━━━━━ Data lines ━━━━━

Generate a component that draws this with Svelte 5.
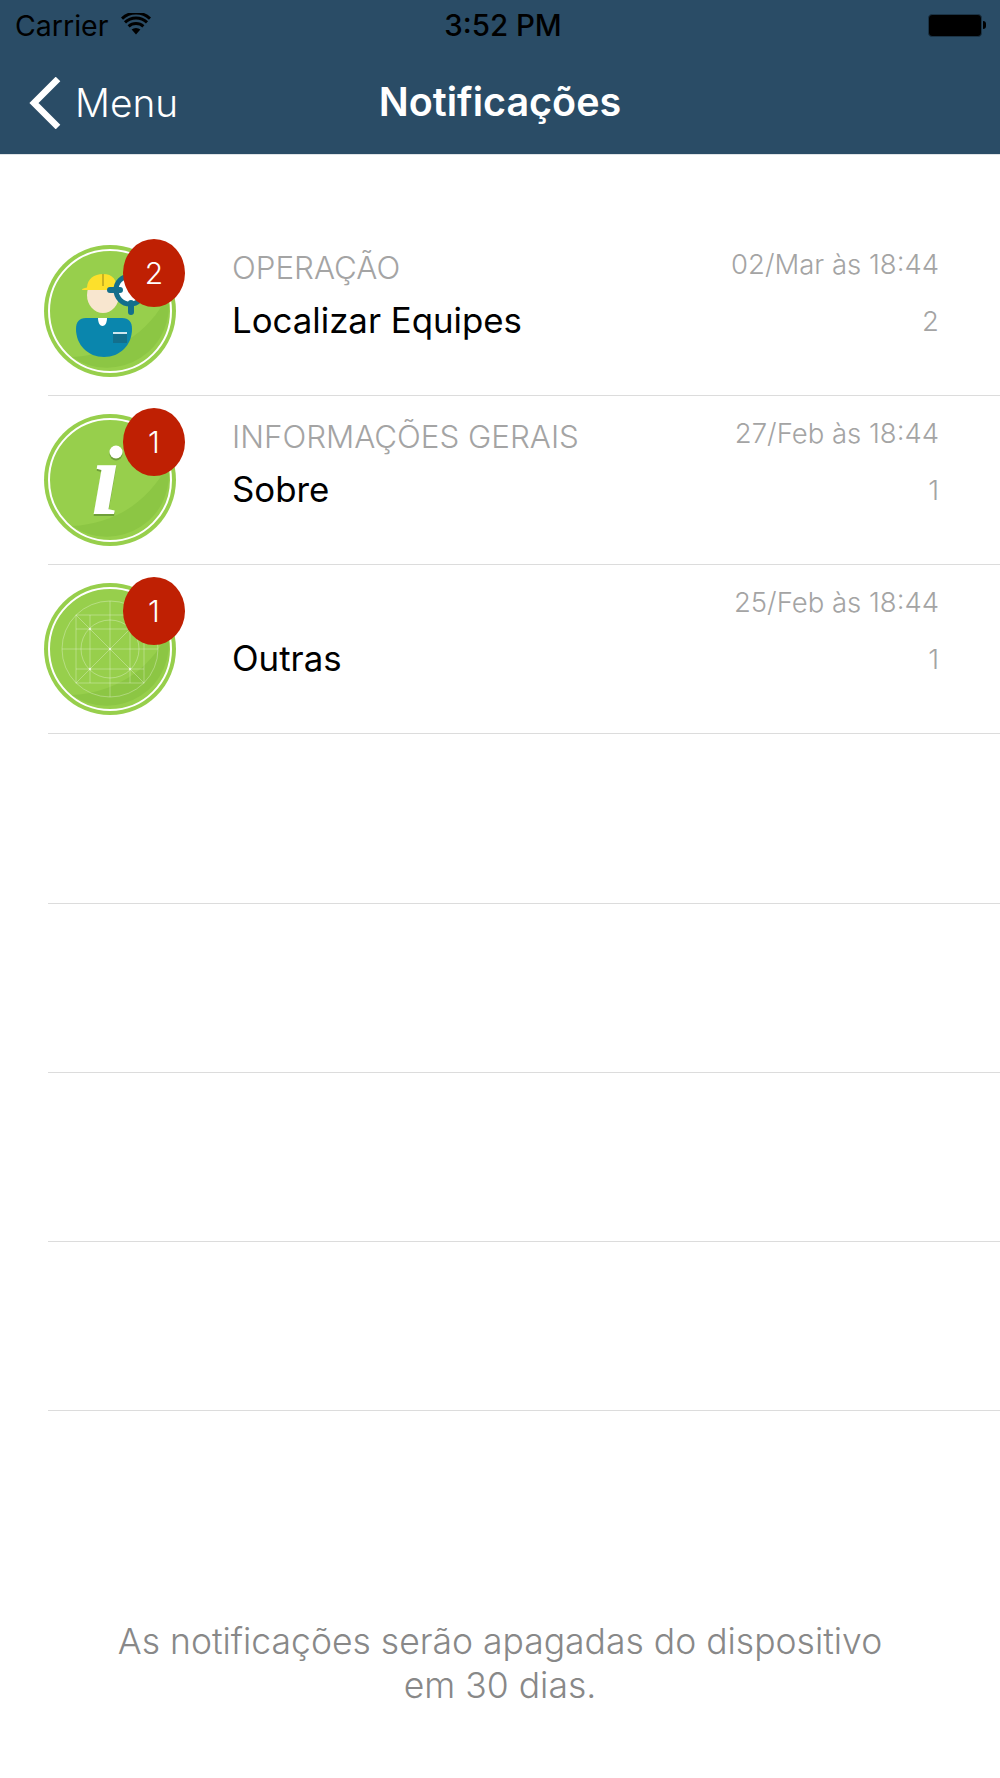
<script>
  const rows = [
    { kind: 'worker', badge: 2, label: 'OPERAÇÃO', title: 'Localizar Equipes', date: '02/Mar às 18:44' },
    { kind: 'info', badge: 1, label: 'INFORMAÇÕES GERAIS', title: 'Sobre', date: '27/Feb às 18:44' },
    { kind: 'grid', badge: 1, label: '', title: 'Outras', date: '25/Feb às 18:44' }
  ];
  const emptyRows = [1, 2, 3, 4];
  const gridNodes = [[46, 46], [46, 86], [86, 86], [66, 66]];
</script>

<div class="page">
  <header class="top">
    <div class="status">
      <div class="status-left">
        <span>Carrier</span>
        <svg class="wifi" viewBox="0 0 30 22" width="30" height="22">
          <path d="M15 21.5 L10.6 16.6 A6.5 6.5 0 0 1 19.4 16.6 Z" fill="#000" />
          <path d="M7.6 13.4 A11 11 0 0 1 22.4 13.4" fill="none" stroke="#000" stroke-width="3" />
          <path d="M4 9.3 A16 16 0 0 1 26 9.3" fill="none" stroke="#000" stroke-width="3" />
          <path d="M1 5.6 A20.5 20.5 0 0 1 29 5.6" fill="none" stroke="#000" stroke-width="3" />
        </svg>
      </div>
      <span class="time">3:52 PM</span>
      <div class="battery"><span class="cell"></span><span class="tip"></span></div>
    </div>
    <nav class="bar">
      <div class="back">
        <svg viewBox="0 0 34 52" width="34" height="52">
          <path d="M31 2 L7 26 L31 50" fill="none" stroke="#fff" stroke-width="6.5" />
        </svg>
        <span>Menu</span>
      </div>
      <h1>Notificações</h1>
    </nav>
  </header>

  <ul class="list">
    {#each rows as row}
      <li class="row">
        <div class="avatar">
          <svg viewBox="0 0 132 132" width="132" height="132">
            <circle cx="66" cy="66" r="66" fill="#97cf4c" />
            <path d="M28 112 C68 110 104 90 124 50 A62 62 0 0 1 28 112 Z" fill="#8cc644" />
            <circle cx="66" cy="66" r="61" fill="none" stroke="#fff" stroke-width="2" />
            {#if row.kind === 'worker'}
              <ellipse cx="59" cy="50" rx="16" ry="18" fill="#f8e6cf" />
              <path d="M38 45 C38 43.5 40 43 43 42.5 C43.5 34 50 29 59 29 C69 29 73 35 73 45 Z" fill="#fde02b" />
              <path d="M59 29 V41" stroke="#b9a420" stroke-width="1.5" />
              <circle cx="86" cy="45" r="14" fill="#fff" stroke="#136f8c" stroke-width="5" />
              <path d="M66 45 H76 M87 58 V67" stroke="#136f8c" stroke-width="6" stroke-linecap="round" />
              <path d="M42 73 H78 C85 73 88 77 88 84 C88 100 76 112 60 112 C44 112 32 100 32 84 C32 77 35 73 42 73 Z" fill="#0a86ad" />
              <path d="M54 73 H63 C63 78 61 81 58.5 81 C56 81 54 78 54 73 Z" fill="#fff" />
              <rect x="69" y="87" width="14" height="11" fill="#136f8c" />
              <rect x="69" y="87" width="14" height="2" fill="#cfe6ee" />
            {:else if row.kind === 'info'}
              <circle cx="72" cy="40" r="6.5" fill="#6f9f3a" />
              <circle cx="72" cy="38" r="6.5" fill="#fff" />
              <text class="info-mark shade" x="62" y="102">ı</text>
              <text class="info-mark" x="62" y="100">ı</text>
            {:else}
              <g class="guides">
                <circle cx="66" cy="66" r="48" />
                <circle cx="66" cy="66" r="29" />
                <rect x="32" y="32" width="68" height="68" />
                <path d="M18 66 H114 M66 18 V114 M46 32 V100 M86 32 V100 M32 46 H100 M32 86 H100 M32 32 L100 100 M100 32 L32 100" />
              </g>
              {#each gridNodes as [x, y]}
                <circle class="node" cx={x} cy={y} r="1.2" />
              {/each}
            {/if}
          </svg>
          <span class="badge">{row.badge}</span>
        </div>
        <div class="text">
          <span class="label">{row.label}</span>
          <span class="title">{row.title}</span>
        </div>
        <div class="meta">
          <span class="date">{row.date}</span>
          <span class="count">{row.badge}</span>
        </div>
      </li>
    {/each}
    {#each emptyRows as n}
      <li class="row empty"></li>
    {/each}
  </ul>

  <p class="note">As notificações serão apagadas do dispositivo<br />em 30 dias.</p>
</div>

<style>
  :global(body) {
    margin: 0;
    background: #fff;
  }
  .page {
    width: 1000px;
    height: 1778px;
    font-family: Inter, "Liberation Sans", sans-serif;
    overflow: hidden;
  }

  /* Header */
  .top {
    height: 154px;
    background: #2a4c66;
    border-bottom: 1px solid #dfe3e6;
  }
  .status {
    height: 50px;
    display: flex;
    align-items: center;
    justify-content: space-between;
    position: relative;
    padding: 0 14px 0 15px;
    color: #000;
    font-size: 28.5px;
  }
  .status-left {
    display: flex;
    align-items: center;
    gap: 13px;
  }
  .wifi {
    margin-top: -3px;
  }
  .time {
    position: absolute;
    left: 6px;
    right: 0;
    text-align: center;
    font-size: 29.5px;
    font-weight: 500;
  }
  .battery {
    display: flex;
    align-items: center;
  }
  .cell {
    width: 52px;
    height: 21px;
    background: #000;
    border: 1px solid #1b3345;
    border-radius: 4px;
  }
  .tip {
    width: 3px;
    height: 8px;
    background: #000;
    border-radius: 0 3px 3px 0;
    margin-left: 1px;
  }
  .bar {
    height: 104px;
    display: flex;
    align-items: center;
    justify-content: center;
    position: relative;
    color: #fff;
  }
  .bar h1 {
    margin: 0;
    font-size: 39.5px;
    font-weight: 600;
  }
  .back {
    position: absolute;
    left: 27px;
    top: 25px;
    display: flex;
    align-items: center;
    gap: 14px;
    font-size: 38.8px;
    font-weight: 300;
  }
  .back svg {
    margin-top: 2px;
  }

  /* List */
  .list {
    list-style: none;
    margin: 72px 0 0;
    padding: 0;
  }
  .row {
    height: 168.17px;
    margin-left: 48px;
    border-bottom: 1.5px solid #dcdcdc;
    display: flex;
    align-items: flex-start;
    position: relative;
  }
  .avatar {
    position: relative;
    width: 132px;
    height: 132px;
    margin: 18px 56px 0 -4px;
    flex: none;
  }
  .avatar svg {
    display: block;
  }
  .badge {
    position: absolute;
    left: 79px;
    top: -6px;
    width: 62px;
    height: 68px;
    border-radius: 50%;
    background: #bf2003;
    color: #fff;
    font-size: 30px;
    font-weight: 300;
    display: flex;
    align-items: center;
    justify-content: center;
  }
  .info-mark {
    font-family: "Liberation Serif", serif;
    font-style: italic;
    font-weight: 700;
    font-size: 106px;
    fill: #fff;
    text-anchor: middle;
  }
  .info-mark.shade {
    fill: #6f9f3a;
  }
  .guides {
    fill: none;
    stroke: #fff;
    stroke-opacity: 0.3;
    stroke-width: 1;
  }
  .node {
    fill: #fff;
    fill-opacity: 0.7;
  }
  .text {
    flex: 1;
    display: flex;
    flex-direction: column;
    padding-top: 21px;
  }
  .label {
    height: 40px;
    line-height: 40px;
    font-size: 31.3px;
    font-weight: 300;
    color: #a4a4a4;
  }
  .title {
    margin-top: 12px;
    line-height: 40px;
    font-size: 34.8px;
    color: #000;
  }
  .meta {
    display: flex;
    flex-direction: column;
    align-items: flex-end;
    padding: 17px 61px 0 0;
    font-size: 27.5px;
    font-weight: 300;
    color: #a4a4a4;
  }
  .date {
    line-height: 40px;
  }
  .count {
    margin-top: 17px;
    line-height: 40px;
  }

  .note {
    margin: 209px 0 0;
    text-align: center;
    font-size: 35.5px;
    font-weight: 300;
    line-height: 44px;
    color: #888;
  }
</style>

━━━━━

(Directions for this task) Reproduce each line word for word and drop the pictures.

(Full response)
Generate a component that draws this with Svelte 5.
<script>
  const rows = [
    { kind: 'worker', badge: 2, label: 'OPERAÇÃO', title: 'Localizar Equipes', date: '02/Mar às 18:44' },
    { kind: 'info', badge: 1, label: 'INFORMAÇÕES GERAIS', title: 'Sobre', date: '27/Feb às 18:44' },
    { kind: 'grid', badge: 1, label: '', title: 'Outras', date: '25/Feb às 18:44' }
  ];
  const emptyRows = [1, 2, 3, 4];
  const gridNodes = [[46, 46], [46, 86], [86, 86], [66, 66]];
</script>

<div class="page">
  <header class="top">
    <div class="status">
      <div class="status-left">
        <span>Carrier</span>
        <svg class="wifi" viewBox="0 0 30 22" width="30" height="22">
          <path d="M15 21.5 L10.6 16.6 A6.5 6.5 0 0 1 19.4 16.6 Z" fill="#000" />
          <path d="M7.6 13.4 A11 11 0 0 1 22.4 13.4" fill="none" stroke="#000" stroke-width="3" />
          <path d="M4 9.3 A16 16 0 0 1 26 9.3" fill="none" stroke="#000" stroke-width="3" />
          <path d="M1 5.6 A20.5 20.5 0 0 1 29 5.6" fill="none" stroke="#000" stroke-width="3" />
        </svg>
      </div>
      <span class="time">3:52 PM</span>
      <div class="battery"><span class="cell"></span><span class="tip"></span></div>
    </div>
    <nav class="bar">
      <div class="back">
        <svg viewBox="0 0 34 52" width="34" height="52">
          <path d="M31 2 L7 26 L31 50" fill="none" stroke="#fff" stroke-width="6.5" />
        </svg>
        <span>Menu</span>
      </div>
      <h1>Notificações</h1>
    </nav>
  </header>

  <ul class="list">
    {#each rows as row}
      <li class="row">
        <div class="avatar">
          <svg viewBox="0 0 132 132" width="132" height="132">
            <circle cx="66" cy="66" r="66" fill="#97cf4c" />
            <path d="M28 112 C68 110 104 90 124 50 A62 62 0 0 1 28 112 Z" fill="#8cc644" />
            <circle cx="66" cy="66" r="61" fill="none" stroke="#fff" stroke-width="2" />
            {#if row.kind === 'worker'}
              <ellipse cx="59" cy="50" rx="16" ry="18" fill="#f8e6cf" />
              <path d="M38 45 C38 43.5 40 43 43 42.5 C43.5 34 50 29 59 29 C69 29 73 35 73 45 Z" fill="#fde02b" />
              <path d="M59 29 V41" stroke="#b9a420" stroke-width="1.5" />
              <circle cx="86" cy="45" r="14" fill="#fff" stroke="#136f8c" stroke-width="5" />
              <path d="M66 45 H76 M87 58 V67" stroke="#136f8c" stroke-width="6" stroke-linecap="round" />
              <path d="M42 73 H78 C85 73 88 77 88 84 C88 100 76 112 60 112 C44 112 32 100 32 84 C32 77 35 73 42 73 Z" fill="#0a86ad" />
              <path d="M54 73 H63 C63 78 61 81 58.5 81 C56 81 54 78 54 73 Z" fill="#fff" />
              <rect x="69" y="87" width="14" height="11" fill="#136f8c" />
              <rect x="69" y="87" width="14" height="2" fill="#cfe6ee" />
            {:else if row.kind === 'info'}
              <circle cx="72" cy="40" r="6.5" fill="#6f9f3a" />
              <circle cx="72" cy="38" r="6.5" fill="#fff" />
              <text class="info-mark shade" x="62" y="102">ı</text>
              <text class="info-mark" x="62" y="100">ı</text>
            {:else}
              <g class="guides">
                <circle cx="66" cy="66" r="48" />
                <circle cx="66" cy="66" r="29" />
                <rect x="32" y="32" width="68" height="68" />
                <path d="M18 66 H114 M66 18 V114 M46 32 V100 M86 32 V100 M32 46 H100 M32 86 H100 M32 32 L100 100 M100 32 L32 100" />
              </g>
              {#each gridNodes as [x, y]}
                <circle class="node" cx={x} cy={y} r="1.2" />
              {/each}
            {/if}
          </svg>
          <span class="badge">{row.badge}</span>
        </div>
        <div class="text">
          <span class="label">{row.label}</span>
          <span class="title">{row.title}</span>
        </div>
        <div class="meta">
          <span class="date">{row.date}</span>
          <span class="count">{row.badge}</span>
        </div>
      </li>
    {/each}
    {#each emptyRows as n}
      <li class="row empty"></li>
    {/each}
  </ul>

  <p class="note">As notificações serão apagadas do dispositivo<br />em 30 dias.</p>
</div>

<style>
  :global(body) {
    margin: 0;
    background: #fff;
  }
  .page {
    width: 1000px;
    height: 1778px;
    font-family: Inter, "Liberation Sans", sans-serif;
    overflow: hidden;
  }

  /* Header */
  .top {
    height: 154px;
    background: #2a4c66;
    border-bottom: 1px solid #dfe3e6;
  }
  .status {
    height: 50px;
    display: flex;
    align-items: center;
    justify-content: space-between;
    position: relative;
    padding: 0 14px 0 15px;
    color: #000;
    font-size: 28.5px;
  }
  .status-left {
    display: flex;
    align-items: center;
    gap: 13px;
  }
  .wifi {
    margin-top: -3px;
  }
  .time {
    position: absolute;
    left: 6px;
    right: 0;
    text-align: center;
    font-size: 29.5px;
    font-weight: 500;
  }
  .battery {
    display: flex;
    align-items: center;
  }
  .cell {
    width: 52px;
    height: 21px;
    background: #000;
    border: 1px solid #1b3345;
    border-radius: 4px;
  }
  .tip {
    width: 3px;
    height: 8px;
    background: #000;
    border-radius: 0 3px 3px 0;
    margin-left: 1px;
  }
  .bar {
    height: 104px;
    display: flex;
    align-items: center;
    justify-content: center;
    position: relative;
    color: #fff;
  }
  .bar h1 {
    margin: 0;
    font-size: 39.5px;
    font-weight: 600;
  }
  .back {
    position: absolute;
    left: 27px;
    top: 25px;
    display: flex;
    align-items: center;
    gap: 14px;
    font-size: 38.8px;
    font-weight: 300;
  }
  .back svg {
    margin-top: 2px;
  }

  /* List */
  .list {
    list-style: none;
    margin: 72px 0 0;
    padding: 0;
  }
  .row {
    height: 168.17px;
    margin-left: 48px;
    border-bottom: 1.5px solid #dcdcdc;
    display: flex;
    align-items: flex-start;
    position: relative;
  }
  .avatar {
    position: relative;
    width: 132px;
    height: 132px;
    margin: 18px 56px 0 -4px;
    flex: none;
  }
  .avatar svg {
    display: block;
  }
  .badge {
    position: absolute;
    left: 79px;
    top: -6px;
    width: 62px;
    height: 68px;
    border-radius: 50%;
    background: #bf2003;
    color: #fff;
    font-size: 30px;
    font-weight: 300;
    display: flex;
    align-items: center;
    justify-content: center;
  }
  .info-mark {
    font-family: "Liberation Serif", serif;
    font-style: italic;
    font-weight: 700;
    font-size: 106px;
    fill: #fff;
    text-anchor: middle;
  }
  .info-mark.shade {
    fill: #6f9f3a;
  }
  .guides {
    fill: none;
    stroke: #fff;
    stroke-opacity: 0.3;
    stroke-width: 1;
  }
  .node {
    fill: #fff;
    fill-opacity: 0.7;
  }
  .text {
    flex: 1;
    display: flex;
    flex-direction: column;
    padding-top: 21px;
  }
  .label {
    height: 40px;
    line-height: 40px;
    font-size: 31.3px;
    font-weight: 300;
    color: #a4a4a4;
  }
  .title {
    margin-top: 12px;
    line-height: 40px;
    font-size: 34.8px;
    color: #000;
  }
  .meta {
    display: flex;
    flex-direction: column;
    align-items: flex-end;
    padding: 17px 61px 0 0;
    font-size: 27.5px;
    font-weight: 300;
    color: #a4a4a4;
  }
  .date {
    line-height: 40px;
  }
  .count {
    margin-top: 17px;
    line-height: 40px;
  }

  .note {
    margin: 209px 0 0;
    text-align: center;
    font-size: 35.5px;
    font-weight: 300;
    line-height: 44px;
    color: #888;
  }
</style>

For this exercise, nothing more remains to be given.